Brooks Peterson's column is published Mondays. Brooks also sits on the Caller-Times editorial board and can be contacted at petersonb@caller.com

Monday, August 7, 2000

Everyday life is suffused with mystery

Everybody loves a mystery. There is something in a mystery that just grabs us by the ear and hauls us (figuratively speaking) down noisome alleys and squalid byways we'd otherwise shun like the plague.
   Right?
   An interesting point: It seems to me that, with a few exceptions - the whereabouts of Judge Crater, say, or the Amelia Earhart perplexity - the truly enduring mysteries are the least consequential ones.
   For example: Why has no one tumbled to what should be one of the most portentous issues on our national agenda?
   I refer to the clear and present danger that at some point in the not too distant future we may run out of salt and pepper.
   Consider: You roll up to the drive-in window of your favorite fast-food emporium, and as the cheery, efficient, welcoming staffer takes your order you ask him/her to toss in some salt and pepper.
   That's where it gets really strange. See, unless you're going to be engaging in some sort of burger bacchanal, a single packet of salt and another of pepper would be more than sufficient.
   So whaddaya get? Anywhere from four to six packets of each - even more if the attendant is in the mood.
   Is this symptomatic of our culture of materialistic excess? Are these food-service workers lashing out at their employers? Or are there actually people there who use all those packets of salt and pepper? Mondo bizarro.
   Much more of this, and a salt-and-pepper shortage will have us lined up at our supermarkets just like OPEC had us queueing up at the gas stations back in the '70s. Can you say "salt riots?"
   Want more? Get this: Why is virtually every television/VCR remote control on the market turned out in either stygian black or a muted shade of charcoal?
   Did someone out there suggest this is a non-issue? Obviously, you haven't been paying attention: I would submit to you, ladies and gentlemen of the jury, that at any given moment 35 to 40 percent of Americans are storming through their rec rooms and ransacking their dens in search of TV/VCR remotes.
   Not a pretty picture, let me tell you: sofa cushions flying through the air, muttered curses uttered between clenched teeth, mamas and papas hissing abuse at each others, children wailing in dismay - whole families ravaged by Remote Separation Anxiety.
   And it's all so unnecessary.

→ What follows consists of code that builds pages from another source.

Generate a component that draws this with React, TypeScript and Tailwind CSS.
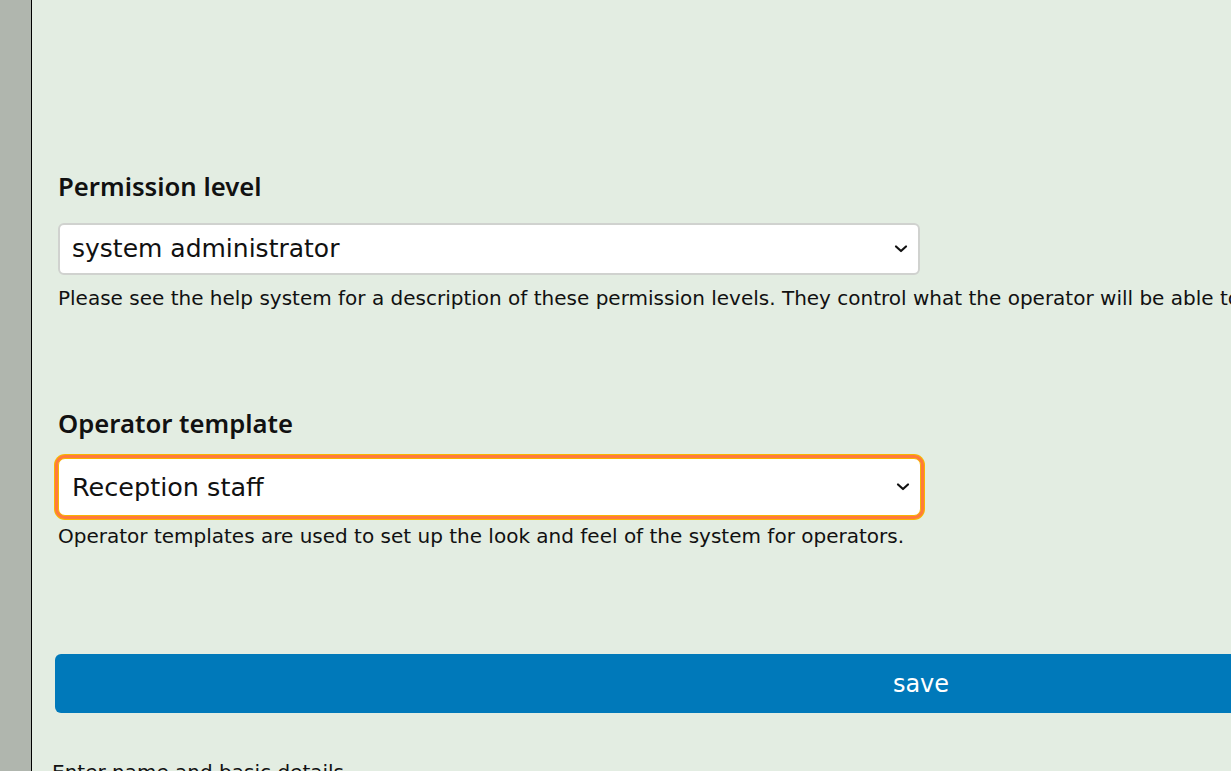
import React from "react";

const Chevron = () => (
  <svg width="14" height="10" viewBox="0 0 14 10" fill="none">
    <path d="M2 2.5 L7 7 L12 2.5" stroke="#111" strokeWidth="2.2" strokeLinecap="round" strokeLinejoin="round" />
  </svg>
);

const body = { fontFamily: '"DejaVu Sans", "Noto Sans", sans-serif' };
const head = { fontFamily: '"Noto Sans", "Open Sans", sans-serif' };

export default function App() {
  return (
    <div className="flex h-[771px] w-[1231px] overflow-hidden bg-[#e3ede2] text-[#111]" style={body}>
      <div className="w-[32px] shrink-0 border-r border-black bg-[#b0b6ae]" />
      <div className="flex min-w-0 flex-1 flex-col pl-[26px] pt-[171px]">
        <div className="h-[32px] shrink-0 text-[25.7px] font-semibold leading-[32px]" style={head}>
          Permission level
        </div>
        <div className="mt-[20px] flex h-[52px] w-[862px] shrink-0 items-center justify-between rounded-[6px] border-2 border-[#d0d2cf] bg-white pl-[12px] pr-[10px]">
          <span className="text-[25px] leading-[30px]">system administrator</span>
          <Chevron />
        </div>
        <div className="mt-[10px] h-[26px] shrink-0 whitespace-nowrap text-[20px] leading-[26px]">
          Please see the help system for a description of these permission levels. They control what the operator will be able to do.
        </div>
        <div className="mt-[97px] h-[32px] shrink-0 text-[25.7px] font-semibold leading-[32px]" style={head}>
          Operator template
        </div>
        <div className="mt-[18px] flex h-[58px] w-[863px] shrink-0 items-center justify-between rounded-[7px] border border-[#f7b500] bg-white pl-[13px] pr-[10px] shadow-[0_0_0_3px_#ff7a3c,0_0_0_4px_#f7b500]">
          <span className="text-[25.5px] leading-[30px]">Reception staff</span>
          <Chevron />
        </div>
        <div className="mt-[7px] h-[26px] shrink-0 whitespace-nowrap text-[20px] leading-[26px]">
          Operator templates are used to set up the look and feel of the system for operators.
        </div>
        <button className="-ml-[3px] mt-[105px] flex h-[59px] w-[1732px] shrink-0 items-center justify-center rounded-[6px] bg-[#0079ba] text-[24px] text-white">
          save
        </button>
        <div className="-ml-[6px] mt-[46px] h-[26px] shrink-0 whitespace-nowrap text-[20px] leading-[26px]">
          Enter name and basic details
        </div>
      </div>
    </div>
  );
}
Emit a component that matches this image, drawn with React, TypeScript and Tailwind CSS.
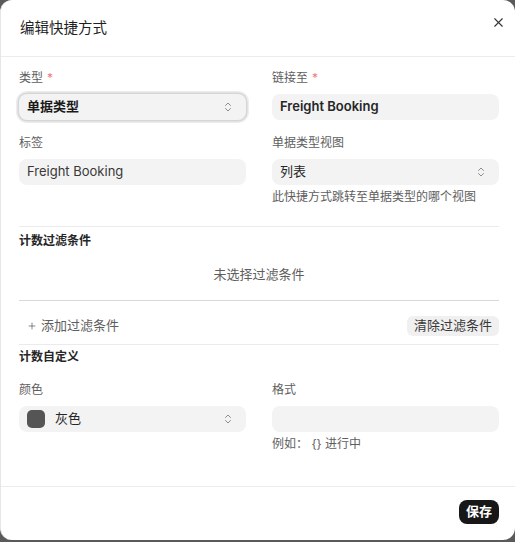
import React from 'react';
import { ChevronsUpDown, X, Plus } from 'lucide-react';

const Label: React.FC<{ text: string; required?: boolean }> = ({ text, required }) => (
  <div className="h-4 text-[12px] leading-4 text-[#5e5e5e]">
    {text}
    {required && <span className="ml-1 text-[#f07878]">*</span>}
  </div>
);

const SelectBox: React.FC<{ children: React.ReactNode; focused?: boolean }> = ({ children, focused }) => (
  <div
    className={`flex h-[26px] items-center justify-between rounded-lg bg-[#f3f3f3] pl-2 pr-3 ${
      focused ? 'ring-[1.5px] ring-[#d6d6d6] shadow-[0_0_0_3px_#ededed]' : ''
    }`}
  >
    <div className="flex items-center">{children}</div>
    <ChevronsUpDown size={12} strokeWidth={1.5} className="text-[#6b6b6b]" />
  </div>
);

export default function App() {
  return (
    <div className="h-[542px] w-[515px] bg-[#5a5a5a] font-['Inter','Noto_Sans_CJK_SC',sans-serif]">
      <div className="flex h-[540px] flex-col rounded-[12px] border-l border-[#e6e6e6] bg-white">
        {/* header */}
        <div className="flex h-[57px] shrink-0 justify-between border-b border-[#ececec] pl-[19px] pr-[9px]">
          <div className="self-center text-[14.5px] leading-5 text-[#1f1f1f]">编辑快捷方式</div>
          <button className="mt-[14px] flex h-4 w-4 items-center justify-center text-[#333]">
            <X size={15} strokeWidth={1.8} />
          </button>
        </div>

        {/* body */}
        <div className="flex flex-1 flex-col pl-[18px] pr-4 pt-[13px]">
          <div className="grid grid-cols-2 gap-x-[26px]">
            <div className="flex flex-col">
              <Label text="类型" required />
              <div className="mt-2">
                <SelectBox focused>
                  <span className="text-[13px] font-semibold text-[#1a1a1a]">单据类型</span>
                </SelectBox>
              </div>
              <div className="mt-[15px]">
                <Label text="标签" />
              </div>
              <div className="mt-2 flex h-[26px] items-center rounded-lg bg-[#f3f3f3] px-2 text-[13px] text-[#383838]">
                Freight Booking
              </div>
            </div>
            <div className="flex flex-col">
              <Label text="链接至" required />
              <div className="mt-2 flex h-[26px] items-center rounded-lg bg-[#f3f3f3] px-2 text-[13px] font-semibold text-[#262626]">
                Freight Booking
              </div>
              <div className="mt-[15px]">
                <Label text="单据类型视图" />
              </div>
              <div className="mt-2">
                <SelectBox>
                  <span className="text-[13px] text-[#262626]">列表</span>
                </SelectBox>
              </div>
              <div className="mt-1 text-[12px] leading-4 text-[#5e5e5e]">此快捷方式跳转至单据类型的哪个视图</div>
            </div>
          </div>

          {/* filters */}
          <div className="mt-[21px] border-t border-[#ebebeb] pt-[6px]">
            <div className="text-[12px] font-semibold leading-4 text-[#262626]">计数过滤条件</div>
            <div className="flex h-[51px] items-center justify-center text-[13px] text-[#5e5e5e]">未选择过滤条件</div>
          </div>
          <div className="flex items-center justify-between border-t border-[#d9d9d9] pb-[8px] pt-[15px]">
            <button className="flex items-center gap-1 pl-2 text-[13px] text-[#5e5e5e]">
              <Plus size={10} strokeWidth={1.8} />
              添加过滤条件
            </button>
            <button className="flex h-5 items-center rounded-md bg-[#f0f0f0] px-[7px] text-[13px] text-[#383838]">
              清除过滤条件
            </button>
          </div>

          {/* count customise */}
          <div className="border-t border-[#ebebeb] pt-[4px]">
            <div className="text-[12px] font-semibold leading-4 text-[#262626]">计数自定义</div>
          </div>
          <div className="mt-[17px] grid grid-cols-2 gap-x-[26px]">
            <div className="flex flex-col">
              <Label text="颜色" />
              <div className="mt-2">
                <SelectBox>
                  <span className="h-[18px] w-[18px] rounded-[5px] bg-[#555555]" />
                  <span className="ml-[10px] text-[13px] text-[#262626]">灰色</span>
                </SelectBox>
              </div>
            </div>
            <div className="flex flex-col">
              <Label text="格式" />
              <div className="mt-2 h-[26px] rounded-lg bg-[#f3f3f3]" />
              <div className="mt-1 text-[12px] leading-4 text-[#5e5e5e]">例如： {'{}'} 进行中</div>
            </div>
          </div>
        </div>

        {/* footer */}
        <div className="flex shrink-0 justify-end border-t border-[#ececec] pb-[16px] pr-4 pt-[13px]">
          <button className="flex h-6 items-center rounded-lg bg-[#171717] px-[7px] text-[13px] font-semibold text-white">
            保存
          </button>
        </div>
      </div>
    </div>
  );
}
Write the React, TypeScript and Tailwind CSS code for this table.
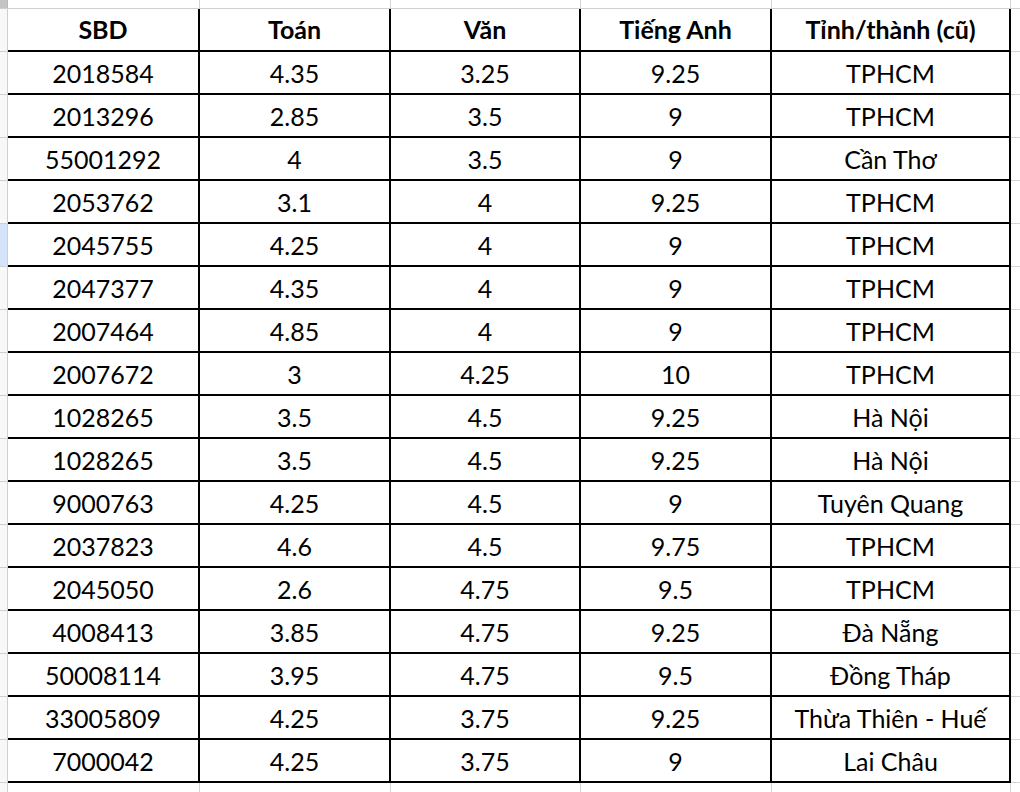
const rows: [string, string, string, string, string][] = [
  ["2018584", "4.35", "3.25", "9.25", "TPHCM"],
  ["2013296", "2.85", "3.5", "9", "TPHCM"],
  ["55001292", "4", "3.5", "9", "Cần Thơ"],
  ["2053762", "3.1", "4", "9.25", "TPHCM"],
  ["2045755", "4.25", "4", "9", "TPHCM"],
  ["2047377", "4.35", "4", "9", "TPHCM"],
  ["2007464", "4.85", "4", "9", "TPHCM"],
  ["2007672", "3", "4.25", "10", "TPHCM"],
  ["1028265", "3.5", "4.5", "9.25", "Hà Nội"],
  ["1028265", "3.5", "4.5", "9.25", "Hà Nội"],
  ["9000763", "4.25", "4.5", "9", "Tuyên Quang"],
  ["2037823", "4.6", "4.5", "9.75", "TPHCM"],
  ["2045050", "2.6", "4.75", "9.5", "TPHCM"],
  ["4008413", "3.85", "4.75", "9.25", "Đà Nẵng"],
  ["50008114", "3.95", "4.75", "9.5", "Đồng Tháp"],
  ["33005809", "4.25", "3.75", "9.25", "Thừa Thiên - Huế"],
  ["7000042", "4.25", "3.75", "9", "Lai Châu"],
];

const headers = ["SBD", "Toán", "Văn", "Tiếng Anh", "Tỉnh/thành (cũ)"];

// column widths incl. their right border
const colW = ["w-[192px]", "w-[191px]", "w-[190px]", "w-[191px]", "w-[239px]"];

function GridStrip({ height }: { height: string }) {
  // plain spreadsheet row with grey gridlines (above / below the table)
  return (
    <div className={`flex ${height}`}>
      <div className="w-[8px] shrink-0 bg-[#f8f8f8] border-r border-[#d0d0d0]" />
      {colW.map((w, i) => (
        <div key={i} className={`${w} shrink-0 border-r border-[#d4d4d4]`} />
      ))}
      <div className="flex-1" />
    </div>
  );
}

export default function App() {
  return (
    <div
      className="w-[1020px] h-[792px] overflow-hidden bg-white text-black"
      style={{ fontFamily: "Lato, 'Noto Sans', sans-serif" }}
    >
      {/* row above the table */}
      <div className="flex h-[9px] border-b border-[#d0d0d0]">
        <div className="w-[8px] shrink-0 bg-[#c4c4c4] border-r border-[#b8b8b8]" />
        {colW.map((w, i) => (
          <div key={i} className={`${w} shrink-0 border-r border-[#d4d4d4]`} />
        ))}
        <div className="flex-1" />
      </div>

      {/* header */}
      <div className="flex h-[43px]">
        <div className="w-[8px] shrink-0 bg-[#f8f8f8] border-r border-b border-[#d0d0d0]" />
        {headers.map((h, i) => (
          <div
            key={h}
            className={`${colW[i]} shrink-0 flex items-center justify-center border-r-2 border-b-2 border-black text-[25px] font-bold leading-none`}
          >
            {h}
          </div>
        ))}
        <div className="flex-1 border-b border-[#d4d4d4]" />
      </div>

      {/* data rows */}
      {rows.map((r, ri) => (
        <div key={ri} className="flex h-[43px]">
          <div
            className={`w-[8px] shrink-0 border-r border-b border-[#d0d0d0] ${
              ri === 4 ? "bg-[#d6e4fb]" : "bg-[#f8f8f8]"
            }`}
          />
          {r.map((v, ci) => (
            <div
              key={ci}
              className={`${colW[ci]} shrink-0 flex items-center justify-center border-r-2 border-b-2 border-black text-[25px] leading-none pt-[1px]`}
            >
              {v}
            </div>
          ))}
          <div className="flex-1 border-b border-[#d4d4d4]" />
        </div>
      ))}

      {/* row below */}
      <GridStrip height="h-[12px]" />
    </div>
  );
}
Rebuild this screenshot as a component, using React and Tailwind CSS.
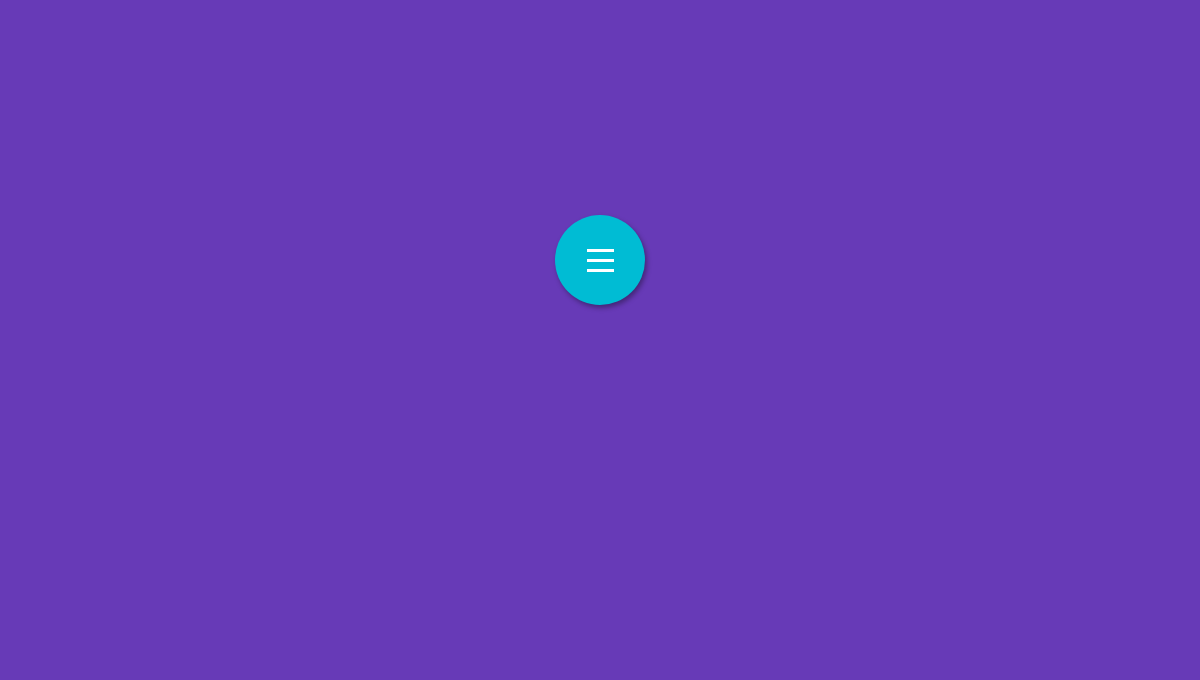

All this heartbreak, all this angst and alienation could be averted by a stunningly simple expedient: Simply require that all remotes be produced in colors so vivid that they could not be lost. I'm thinking Day-Glo orange, and perhaps that lurid luminiscent yellow-green that some fire departments use these days.
   Where's the vision? Mr. Bush? Mr. Gore? I'll be waiting to hear from you on this.
   Finally, the one I've been saving till last:
   Why is it that little cars have wimpy, ineffectual horns, while big, expensive luxo-machines have honkers that can damage concrete foundations within a radius of five miles?
   I don't want you to think I'm some kind of Bolshevik, but this is one instance in which ol' Karl Marx may have something to contribute to the discussion. Remember? "From each according to his ability, to each according to his need."
   See where I'm going with this? Come on: What does an S-Series Mercedez-Benz Panzer need with this kind of aural firepower? In a rationally ordered universe, such gear would be standard equipment with every little car.
   Especially MGs: As it is, my faithful B suffers the indignity of having a VW Beetle horn where its own honker ought to be. Doesn't really matter, though, since the original-equipment horn is every bit as ineffectual as its replacement.
   What do you guys in your Mercs and 7-Series Bimmers and DeVilles and Town Cars need with killer horns? We, the cringing masses in our mini-cars, are the ones who could really use 'em.
   Why haven't the feds come up with Aural Equity Block Grants? Hah? I ask you. It's . . . it's . . . a mystery.
   And, I would add, an outrage. Onward to the barricades, comrades!